MATERIAL PROVIDED
★ ★ ★ ★ ★

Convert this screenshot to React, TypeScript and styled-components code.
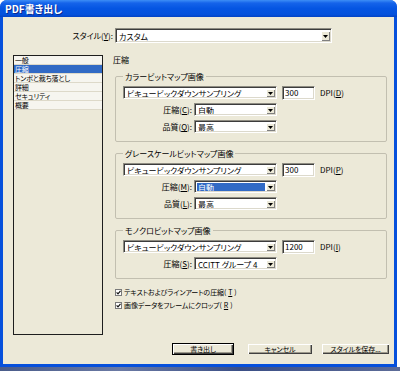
import React from "react";
import styled, { createGlobalStyle } from "styled-components";

const Global = createGlobalStyle`
  html, body { margin: 0; padding: 0; background: #fff; }
  body { font-family: "Noto Sans CJK JP", "Noto Sans", sans-serif; font-size: 8px; color: #000; }
  * { box-sizing: border-box; }
`;

const FONT = `"Noto Sans CJK JP", "Noto Sans", sans-serif`;

const Page = styled.div`
  width: 400px;
  height: 371px;
  display: flex;
  flex-direction: column;
  overflow: hidden;
  background: #fff;
`;

const Window = styled.div`
  width: 397px;
  height: 367px;
  flex: none;
  display: flex;
  flex-direction: column;
  border-radius: 7px 7px 0 0;
  overflow: hidden;
  background: #0a4fdc;
`;

const TitleBar = styled.div`
  height: 17px;
  flex: none;
  display: flex;
  align-items: center;
  padding-left: 5px;
  background: linear-gradient(to bottom, #3d8ef6 0%, #1563ea 18%, #0555e2 50%, #0451dc 85%, #0343c4 100%);
  color: #fff;
  font: bold 10px ${FONT};
  font-feature-settings: "palt";
  text-shadow: 1px 1px #0b2a8e;
`;

const Frame = styled.div`
  flex: 1;
  display: flex;
  padding: 0 3px 3px 3px;
  background: #0650dc;
`;

const Content = styled.div`
  flex: 1;
  display: flex;
  flex-direction: column;
  padding: 11px 4px 0 10px;
  background: #ece9d8;
  font: 8px/9px ${FONT};
  font-feature-settings: "palt";
`;

const StyleRow = styled.div`
  display: flex;
  align-items: center;
  height: 15px;
`;

const FieldLabel = styled.div<{ $w: number }>`
  width: ${(p) => p.$w}px;
  flex: none;
  text-align: right;
  padding-right: 2px;
  white-space: nowrap;
`;

const Combo = styled.div<{ $w: number; $h?: number }>`
  width: ${(p) => p.$w}px;
  height: ${(p) => p.$h ?? 13}px;
  flex: none;
  display: flex;
  padding: 2px 1px 1px 2px;
  background: #fff;
  border-top: 1px solid #8e8c82;
  border-left: 1px solid #8e8c82;
  border-right: 1px solid #fff;
  border-bottom: 1px solid #fff;
  box-shadow: inset 1px 1px #3c3c3c, inset -1px -1px #dcd9cc;
`;

const ComboText = styled.div<{ $hl?: boolean }>`
  flex: 1;
  margin-right: 1px;
  padding-left: 1px;
  white-space: nowrap;
  overflow: hidden;
  display: flex;
  align-items: center;
  background: ${(p) => (p.$hl ? "#316ac5" : "transparent")};
  color: ${(p) => (p.$hl ? "#fff" : "#000")};
`;

const ArrowBtn = styled.div`
  width: 9px;
  flex: none;
  display: flex;
  align-items: center;
  justify-content: center;
  background: #ece9d8;
  box-shadow: inset 1px 1px #fff, inset -1px -1px #808080;
`;

const MainRow = styled.div`
  display: flex;
  gap: 10px;
  margin-top: 12px;
`;

const ListBox = styled.div`
  width: 90px;
  height: 280px;
  flex: none;
  border: 1px solid #1e1e1e;
  background: #ece9d8;
  display: flex;
  flex-direction: column;
`;

const ListItem = styled.div<{ $sel?: boolean }>`
  height: 9px;
  padding-left: 1px;
  font-size: 7px;
  line-height: 8px;
  letter-spacing: -0.2px;
  white-space: nowrap;
  background: ${(p) => (p.$sel ? "#316ac5" : "#f6f5ef")};
  color: ${(p) => (p.$sel ? "#fff" : "#000")};
  border-bottom: 1px solid #ddd9c9;
`;

const RightPanel = styled.div`
  width: 275px;
  flex: none;
  display: flex;
  flex-direction: column;
`;

const SectionTitle = styled.div`
  height: 9px;
  line-height: 9px;
  margin-bottom: 1px;
`;

const Group = styled.fieldset`
  width: 272px;
  margin: 7px 0 0 2px;
  padding: 5px 0 8px 7px;
  border: 1px solid #c2bfb0;
  border-radius: 2px;
  min-width: 0;
`;

const Legend = styled.legend`
  padding: 0 2px;
  line-height: 9px;
  font-size: 8px;
`;

const Rows = styled.div`
  display: flex;
  flex-direction: column;
  gap: 4px;
`;

const Row = styled.div`
  display: flex;
  align-items: center;
  height: 13px;
`;

const DpiInput = styled.input`
  width: 33px;
  height: 14px;
  margin-left: 5px;
  padding: 1px 2px;
  font: 8px/9px ${FONT};
  background: #fff;
  border-top: 1px solid #8e8c82;
  border-left: 1px solid #8e8c82;
  border-right: 1px solid #fff;
  border-bottom: 1px solid #fff;
  box-shadow: inset 1px 1px #3c3c3c, inset -1px -1px #dcd9cc;
  outline: none;
`;

const DpiLabel = styled.span`
  margin-left: 5px;
  white-space: nowrap;
`;

const Checks = styled.div`
  display: flex;
  flex-direction: column;
  gap: 2px;
  margin: 8px 0 0 2px;
`;

const CheckRow = styled.label`
  display: flex;
  align-items: center;
  gap: 2px;
  height: 11px;
  font-size: 7px;
  letter-spacing: -0.1px;
  white-space: nowrap;
`;

const ButtonRow = styled.div`
  display: flex;
  justify-content: flex-end;
  margin-top: 8px;
`;

const Button = styled.button<{ $w: number; $ml: number; $def?: boolean }>`
  width: ${(p) => p.$w}px;
  height: 12px;
  margin-left: ${(p) => p.$ml}px;
  padding: 0;
  font: 7px/9px ${FONT};
  font-feature-settings: "palt";
  letter-spacing: -0.1px;
  color: #000;
  background: #ece9d8;
  border: 1px solid ${(p) => (p.$def ? "#000" : "transparent")};
  box-shadow: inset 1px 1px #fff, inset -1px -1px #404040, inset -2px -2px #9d9a8c;
  white-space: nowrap;
`;

const BottomStrip = styled.div`
  flex: 1;
  background: linear-gradient(to right, #4a5c8a, #6b7aa4 30%, #3b4f86 60%, #5d6c98);
`;

const DownArrow = () => (
  <svg width="5" height="3" viewBox="0 0 5 3">
    <path d="M0 0h5L2.5 3z" fill="#000" />
  </svg>
);

const Select = ({ w, text, hl, h }: { w: number; text: string; hl?: boolean; h?: number }) => (
  <Combo $w={w} $h={h}>
    <ComboText $hl={hl}>{text}</ComboText>
    <ArrowBtn>
      <DownArrow />
    </ArrowBtn>
  </Combo>
);

const CheckMark = () => (
  <svg width="7" height="7" viewBox="0 0 7 7">
    <rect x="0.5" y="0.5" width="6" height="6" fill="#fff" stroke="#7a7a7a" />
    <path d="M1.6 3.4 L3 4.9 L5.5 1.9" fill="none" stroke="#111" strokeWidth="1.2" />
  </svg>
);

const LabeledSelect = ({ label, mn, text, hl }: { label: string; mn: string; text: string; hl?: boolean }) => (
  <Row>
    <FieldLabel $w={71}>
      {label}(<u>{mn}</u>):
    </FieldLabel>
    <Select w={83} text={text} hl={hl} />
  </Row>
);

const DownsampleRow = ({ dpi, mn }: { dpi: string; mn: string }) => (
  <Row>
    <Select w={154} text="ビキュービックダウンサンプリング" />
    <DpiInput defaultValue={dpi} readOnly />
    <DpiLabel>
      DPI(<u>{mn}</u>)
    </DpiLabel>
  </Row>
);

export default function App() {
  const items = ["一般", "圧縮", "トンボと裁ち落とし", "詳細", "セキュリティ", "概要"];
  return (
    <Page>
      <Global />
      <Window>
        <TitleBar>PDF書き出し</TitleBar>
        <Frame>
          <Content>
            <StyleRow>
              <FieldLabel $w={102}>
                スタイル(<u>Y</u>):
              </FieldLabel>
              <Select w={217} h={15} text="カスタム" />
            </StyleRow>
            <MainRow>
              <ListBox>
                {items.map((it) => (
                  <ListItem key={it} $sel={it === "圧縮"}>
                    {it}
                  </ListItem>
                ))}
              </ListBox>
              <RightPanel>
                <SectionTitle>圧縮</SectionTitle>
                <Group>
                  <Legend>カラービットマップ画像</Legend>
                  <Rows>
                    <DownsampleRow dpi="300" mn="D" />
                    <LabeledSelect label="圧縮" mn="C" text="自動" />
                    <LabeledSelect label="品質" mn="Q" text="最高" />
                  </Rows>
                </Group>
                <Group>
                  <Legend>グレースケールビットマップ画像</Legend>
                  <Rows>
                    <DownsampleRow dpi="300" mn="P" />
                    <LabeledSelect label="圧縮" mn="M" text="自動" hl />
                    <LabeledSelect label="品質" mn="L" text="最高" />
                  </Rows>
                </Group>
                <Group>
                  <Legend>モノクロビットマップ画像</Legend>
                  <Rows>
                    <DownsampleRow dpi="1200" mn="I" />
                    <LabeledSelect label="圧縮" mn="S" text="CCITT グループ 4" />
                  </Rows>
                </Group>
                <Checks>
                  <CheckRow>
                    <CheckMark />
                    テキストおよびラインアートの圧縮(<u>T</u>)
                  </CheckRow>
                  <CheckRow>
                    <CheckMark />
                    画像データをフレームにクロップ(<u>R</u>)
                  </CheckRow>
                </Checks>
              </RightPanel>
            </MainRow>
            <ButtonRow>
              <Button $w={62} $ml={0} $def>
                書き出し
              </Button>
              <Button $w={66} $ml={13}>
                キャンセル
              </Button>
              <Button $w={69} $ml={8}>
                スタイルを保存...
              </Button>
            </ButtonRow>
          </Content>
        </Frame>
      </Window>
      <BottomStrip />
    </Page>
  );
}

★ ★ ★ ★ ★

WRITTEN INSTRUCTION
All lines of the data above that include the word "React" must be shown.

EXERCISE OUTPUT
Convert this screenshot to React, TypeScript and styled-components code.
import React from "react";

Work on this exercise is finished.